Downton Abbey: Witness
Previously on Downton Abbey: Mary considered marrying Gill seriously enough to enjoy a weekend bonkfest with him, during which they checked into the same hotel under their own names. I think we should all be grateful that this particular brain trust fell apart and didn’t breed. Speaking of breeding, Edith gave birth to a kid and handed her off to the Drews, which went so incredibly poorly that she took the kid back and offered up the feeble explanation that the Drews couldn’t care for her and now little Marigold (yes, Marigold) is her foundling. In one of the show’s more ludicrous plotlines, Anna was accused of and even jailed for the murder of Greene, all on the extremely shifty evidence of a witness who’s come out of nowhere after sitting on their information for over a year. Yeah, really reliable there. Anna’s now out on bail, waiting to find out what will happen to her. Branson and Rose both decided to pursue movie careers move to America, and Carson and Hughes got engaged.
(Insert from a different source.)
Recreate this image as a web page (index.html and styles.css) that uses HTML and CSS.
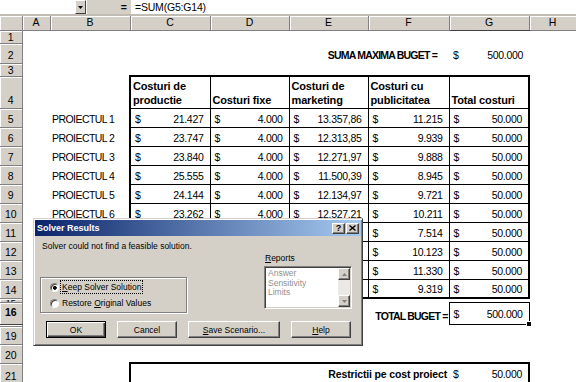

Home stretch, everybody! Now, for our American friends just joining us, I feel I should warn you. Apparently, on this side of the pond there was a lot of talk prior to the season airing about how this was going to be THE BEST DOWNTON SEASON EVA! But let’s keep in mind that Fellowes said something very similar about his Titanic miniseries, and we all know how that went. So I guess what I’m saying is, if you’ve heard that…
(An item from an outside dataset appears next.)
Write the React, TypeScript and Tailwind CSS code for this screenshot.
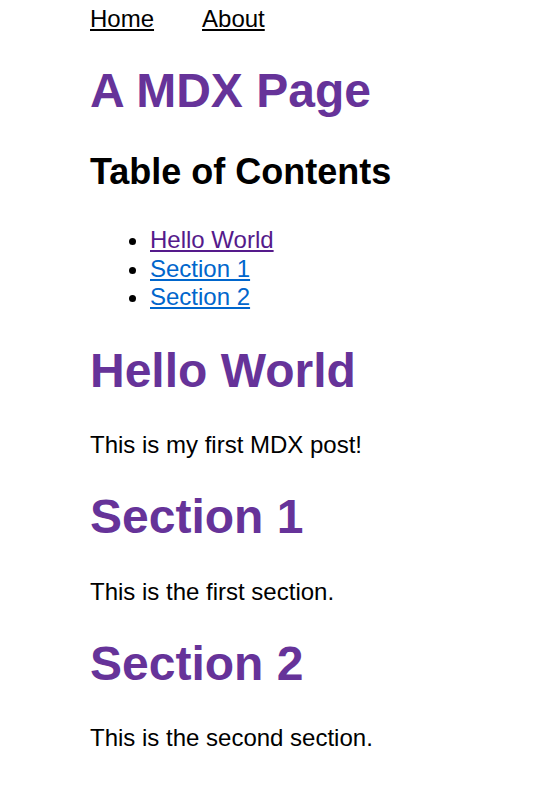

If you’ve got ‘a hunt scene’ on your Period Drama Bingo Card, you get to tick something off early, because here we are knee deep in hounds and hunting pinks, and oh look, Mary’s finally decided to start riding astride. Her father sniffs about that, telling her that sidesaddle’s much more elegant, and she points out that it’s also far more dangerous, and she’s good with her neck unbroken, thanks. A crowd of locals has gathered to take in the sight of the hunt, and amongst them is a particularly smug young woman. This is Rita, our cartoon villain of the season. She has all the obnoxious classist outrage of Sarah Bunting combined with the maddening, buffoonish absurdity of Vera Bates. Fun!